1. Suppose that we start up with a microdescriptor cache that contains
some microdescriptors which aren't in the consensus.
In this case, microdesc_add_list_to_cache will indeed add them to
microdesc_map, indexed by their digests. But they won't get
associated with nodes, so they won't affect client behavior.
2. Suppose that the directory mirror sends the same (requested)
microdescriptor more than once in a given response.
In this case, the "md2 = HT_FIND(microdesc_map, &cache->map, md)"
check in microdesc_add_list_to_cache will make only one copy get
added.
In any case, they will only get associated with nodes if they match
the digest listed for that node in the consensus.
3. Suppose that the directory mirror sends some microdescriptors in the
directory response that did not have their digests listed in the
request.
In that case, they'll not be found among the microdescs in
requested_digests256, and they'll be dropped.
Okay, now let's try the real thought experiment.

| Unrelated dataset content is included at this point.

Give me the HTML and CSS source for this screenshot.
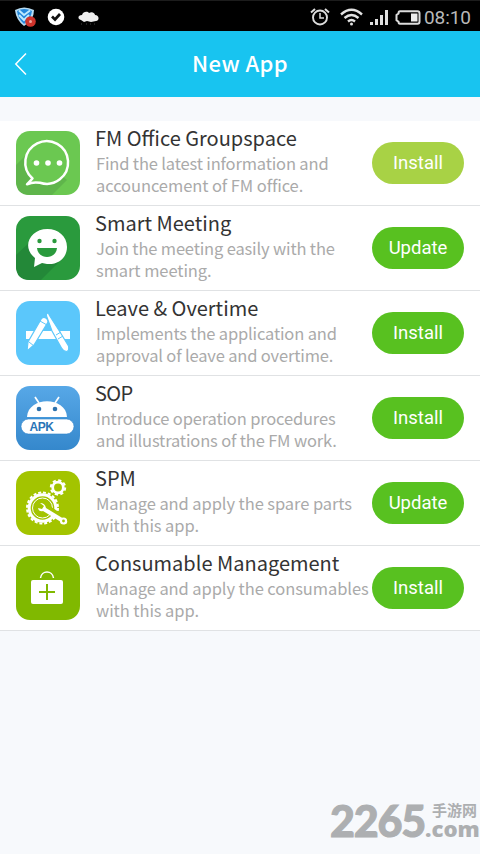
FILE: index.html
```
<!DOCTYPE html>
<html lang="en">
<head>
<meta charset="utf-8">
<title>New App</title>
<link rel="stylesheet" href="styles.css">
</head>
<body>
<div class="statusbar">
  <svg class="shield" width="23" height="22" viewBox="0 0 23 22">
    <path d="M1 4 Q10-1 20 4 Q20 14 10 20 Q2 14 1 4Z" fill="#b8dcf2"/>
    <path d="M3 5 Q10 1 18 5 Q17 13 10 18 Q4 13 3 5Z" fill="#2488dc"/>
    <path d="M5 4.500 10 9l6-4.500M5 9l5 5 5-5" fill="none" stroke="#bceaff" stroke-width="2"/>
    <circle cx="16.500" cy="15.500" r="5.300" fill="#cf332b"/><circle cx="16.500" cy="15.500" r="1.500" fill="#eda49c"/>
  </svg>
  <svg class="check" width="18" height="18" viewBox="0 0 18 18"><circle cx="9" cy="9" r="8.300" fill="#fff"/><path d="m5 8.500 3 3L13 6" fill="none" stroke="#111" stroke-width="2.700"/></svg>
  <svg class="cloud" width="21" height="15" viewBox="0 0 21 15"><path d="M3 9C-1 8 0 4 4 4 5 0 10 0 11 2c3-2 6 0 6 2 4 0 5 5 1 6l-5 1-4-1-3 1Z" fill="#eee"/><path d="M3 13h1m4 0h1m3 0h1m3 0h1" stroke="#444" stroke-width="1"/></svg>
  <span class="spacer"></span>
  <svg class="alarm" width="20" height="18" viewBox="0 0 20 18" fill="none" stroke="#ddd"><circle cx="10" cy="9.500" r="7" stroke-width="1.900"/><path d="M10 5v5h4" stroke-width="1.500"/><path d="M1 4.500 5 1m10 0 4 3.500" stroke-width="2"/></svg>
  <svg class="wifi" width="23" height="18" viewBox="0 0 23 18" fill="none" stroke="#e2e2e2" stroke-width="2.400"><path d="M1 6.500Q11.500-2.800 22 6.500M4.500 10q7-6 14 0M8 13.500q3.500-3 7 0"/><circle cx="11.500" cy="16" r="1.500" fill="#e2e2e2" stroke="none"/></svg>
  <svg class="signal" width="19" height="16" viewBox="0 0 19 16" fill="#e0e0e0"><path d="M0 13h3v3H0zM5 10h3v6H5zM10 6h3v10h-3zM15 1h3v15h-3z"/></svg>
  <svg class="battery" width="26" height="15" viewBox="0 0 26 15"><path d="M5 1.200h17.500q2 0 2 2v8.500q0 2-2 2H5q-1.500 0-1.500-2l-2-1.500V5l2-1.500Q3.500 1.200 5 1.200Z" fill="none" stroke="#ddd" stroke-width="2"/><path d="M16 3.500h6.500v8H16z" fill="#eee"/></svg>
  <span class="time">08:10</span>
</div>
<header class="header">
  <svg class="back" width="14" height="24" viewBox="0 0 14 24"><path d="M12 1.500 1.800 12 12 22.500" fill="none" stroke="#fff" stroke-width="1.500"/></svg>
  <h1>New App</h1>
</header>
<main class="list">
  <article class="row">
    <svg class="icon" viewBox="0 0 64 64"><rect width="64" height="64" rx="14" fill="#6bc851"/><path d="M0 34 14 20 51 49 36 64H14Q0 64 0 50Z" fill="#5fb54b"/><path d="M16.500 47.500A21.400 21.400 0 1 1 24 51.800Q17 50.500 11 53.300Z" fill="#6bc851" stroke="#fff" stroke-width="2.500" stroke-linejoin="round"/><g fill="#fff"><circle cx="20.500" cy="32" r="2.800"/><circle cx="32" cy="32" r="2.800"/><circle cx="43.500" cy="32" r="2.800"/></g></svg>
    <div class="info"><h2>FM Office Groupspace</h2><p><span class="tight">Find the latest information and</span><span class="snug">accouncement of FM office.</span></p></div>
    <button class="btn light">Install</button>
  </article>
  <article class="row">
    <svg class="icon" viewBox="0 0 64 64"><rect width="64" height="64" rx="14" fill="#2a9a3d"/><path d="M0 39 16 24 46 43 25 64H14Q0 64 0 50Z" fill="#238838"/><path d="M31.500 13C42 13 51 20 51 31S42 49 31 48L26 47 18 51l1-9C5 31 14 13 31.500 13Z" fill="#fff"/><g fill="#2a9a3d"><circle cx="23.500" cy="25" r="2.200"/><circle cx="38.500" cy="25" r="2.200"/><path d="M21 32h20c-1 12-19 12-20 0Z"/></g></svg>
    <div class="info"><h2>Smart Meeting</h2><p><span class="tight">Join the meeting easily with the</span><span class="snug">smart meeting.</span></p></div>
    <button class="btn">Update</button>
  </article>
  <article class="row">
    <svg class="icon" viewBox="0 0 64 64"><rect width="64" height="64" rx="14" fill="#5bc7fb"/><path d="M10 30h44v8H10z" fill="#fff"/><path d="M25.500 17.500q3-2.500 6 1L32 21 18 44l-7 6 1-9Z" fill="#fff" stroke="#5bc7fb" stroke-width="1.200"/><path d="m24 20 7 4M13 41l5 4" stroke="#5bc7fb"/><path d="M30.500 12.500q2-1 3 2L44 31l8.500 14q1 5-2 5.500-3 0-5-3.500L36 30 30.500 15Z" fill="#fff" stroke="#5bc7fb" stroke-width="1.200"/><path d="m40 34 5-3m-3 7 5-3" stroke="#5bc7fb"/></svg>
    <div class="info"><h2>Leave &amp; Overtime</h2><p><span class="tight">Implements the application and</span><span class="tight">approval of leave and overtime.</span></p></div>
    <button class="btn">Install</button>
  </article>
  <article class="row">
    <svg class="icon" viewBox="0 0 64 64"><defs><linearGradient id="blue" x2="0" y2="1"><stop stop-color="#57a8e7"/><stop offset="1" stop-color="#3588cc"/></linearGradient></defs><rect width="64" height="64" rx="14" fill="url(#blue)"/><path d="m19 11 4 6m20-6-4 6" stroke="#fff" stroke-width="1.700"/><path d="M11 31C12 10 50 10 51 31Z" fill="#fff"/><g fill="#2d72ad"><circle cx="23" cy="23" r="2.300"/><circle cx="39" cy="23" r="2.300"/></g><rect x="5" y="33" width="53" height="15" rx="7.500" fill="#fff" stroke="#2e83cb" stroke-width=".6"/><text x="13.500" y="44.700" class="apk" textLength="24.500">APK</text></svg>
    <div class="info"><h2 class="acronym">SOP</h2><p><span class="tight">Introduce operation procedures</span><span class="tight">and illustrations of the FM work.</span></p></div>
    <button class="btn">Install</button>
  </article>
  <article class="row">
    <svg class="icon" viewBox="0 0 64 64"><rect width="64" height="64" rx="14" fill="#a3c400"/><g fill="none" stroke="#fff"><circle cx="26.500" cy="37" r="13.300" stroke-width="3"/><circle cx="26.500" cy="37" r="15.500" stroke-width="2" stroke-dasharray="3 1.870"/><circle cx="26.500" cy="37" r="10" stroke-width="1"/><circle cx="42" cy="16.500" r="5.300" stroke-width="2.700"/><circle cx="42" cy="16.500" r="7.200" stroke-width="2" stroke-dasharray="3.200 2.450"/></g><path d="m28 35 20 14" stroke="#a3c400" stroke-width="7"/><path d="M24 32q5 0 6 5l18 11q4 0 3 4-3 3-6-1L27 40q-4 1-5-3l4 1 2-3Z" fill="#fff"/><circle cx="47.500" cy="50" r="3.600" fill="#fff"/><circle cx="47.500" cy="50" r="1.400" fill="#a3c400"/></svg>
    <div class="info"><h2>SPM</h2><p><span class="snug">Manage and apply the spare parts</span><span class="snug">with this app.</span></p></div>
    <button class="btn">Update</button>
  </article>
  <article class="row">
    <svg class="icon" viewBox="0 0 64 64"><rect width="64" height="64" rx="14" fill="#80b900"/><path d="M24.500 22c1-8 12-8 13 0" fill="none" stroke="#fff" stroke-width="1.500"/><rect x="15" y="24" width="32" height="24" rx="2" fill="#fff"/><path d="M31 28v16m-8-8h16" stroke="#80b900" stroke-width="2"/></svg>
    <div class="info"><h2>Consumable Management</h2><p><span class="snug">Manage and apply the consumables</span><span class="snug">with this app.</span></p></div>
    <button class="btn">Install</button>
  </article>
</main>
<footer class="watermark"><span class="digits">2265</span><span class="site"><span class="cn">手游网</span><span class="com">.com</span></span></footer>
</body>
</html>
```
FILE: styles.css
```
* { box-sizing: border-box; }
body { margin: 0; width: 480px; height: 854px; overflow: hidden; background: #f7f9fc; font-family: "Noto Sans CJK SC", sans-serif; display: flex; flex-direction: column; }
h1, h2, p { margin: 0; font-weight: 400; }
svg { display: block; flex: none; }
.statusbar { height: 31px; background: #000; border-top: 1px solid #1c1c1c; display: flex; align-items: center; padding: 2px 8px 0 14px; }
.check { margin-left: 10px; }
.cloud { margin-left: 13px; margin-top: 2px; }
.spacer { flex: 1; }
.wifi { margin-left: 10px; }
.signal { margin-left: 7px; }
.battery { margin-left: 6px; }
.time { font: 19px/24px Roboto, sans-serif; color: #b9b9b9; width: 48px; margin-left: 3px; padding-top: 1px; letter-spacing: -.1px; white-space: nowrap; }
.header { height: 66px; background: #18c4f0; display: grid; grid-template-columns: 40px 1fr 40px; align-items: center; }
.back { margin-left: 14px; }
.header h1 { color: #fff; font-size: 22px; line-height: 32px; font-weight: 500; text-align: center; letter-spacing: .4px; padding-bottom: 4px; }
.list { margin-top: 24px; }
.row { height: 85px; background: #fff; border-bottom: 1px solid #e0e2e4; display: flex; align-items: flex-start; padding: 10px 16px 0; }
.icon { width: 64px; height: 64px; }
.info { width: 276px; margin-left: 16px; flex: none; white-space: nowrap; }
.info h2 { font-size: 20px; line-height: 24px; margin: -5px 0 0 -1px; color: #333; }
.info h2.acronym { letter-spacing: -.6px; }
.info p { font-size: 16.500px; line-height: 22px; color: #aaa; margin-top: 2px; }
.info p span { display: block; }
.tight { letter-spacing: -.16px; }
.snug { letter-spacing: -.08px; }
.btn { width: 92px; height: 42px; border: 0; border-radius: 21px; background: #58c120; color: #fff; font: 18.500px/42px Roboto, sans-serif; padding: 0; margin-top: 11px; flex: none; }
.btn.light { background: #a8d245; }
.apk { font: bold 12px "Liberation Sans", sans-serif; fill: #2a75b7; }
.watermark { margin: auto 0 12px 330px; display: flex; align-items: flex-end; color: #adafb1; height: 44px; white-space: nowrap; }
.digits { font: 900 43px/42px Lato, sans-serif; width: 95px; letter-spacing: -1.200px; -webkit-text-stroke: 1px #adafb1; }
.site { display: flex; flex-direction: column; width: 55px; height: 42px; }
.cn { font-size: 15px; font-weight: 700; line-height: 19px; margin-left: 7px; }
.com { font: 800 21px/21px "Open Sans", sans-serif; transform: scaleX(1.060); transform-origin: left; }
```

Suppose that according to the consensus, node N1 with identity ID1
has a microdescriptor M1 with digest D1, and node N2 with identity
ID2 has a microdescriptor M2 with digest D2, and so on. Suppose that
the client sees a consensus that lists D1 for ID1, D2 for ID2, and so
on. Suppose that the client requests D1...Dn. Suppose that the
directory mirror sends back ANYTHING OTHER THAN M1...Mn. What could
happen?
First off, any members of the response that are duplicates will get
dropped, and any whose digests don't appear in D1...Dn will get
dropped. It will be as if the directory mirror didn't send them at
all.
So the only stuff that will make it into the microdescriptor cache
can will be microdescriptors whose digests match a subset of
D1...Dn. Assuming that SHA256 is collision-resistant, that means
that a subset of M1..Mn will make it in.
Can anything cause the client to associate M1 with a node other than
N1? No, since this association is done explicitly by the <ID1,D1>
mapping in the node's routerstatus in the signed consensus.
So the directory mirror can, at worst, cause the client to have a
subset of the answers it requested. This reduces to the "request
filtering" attack above, which has defenses.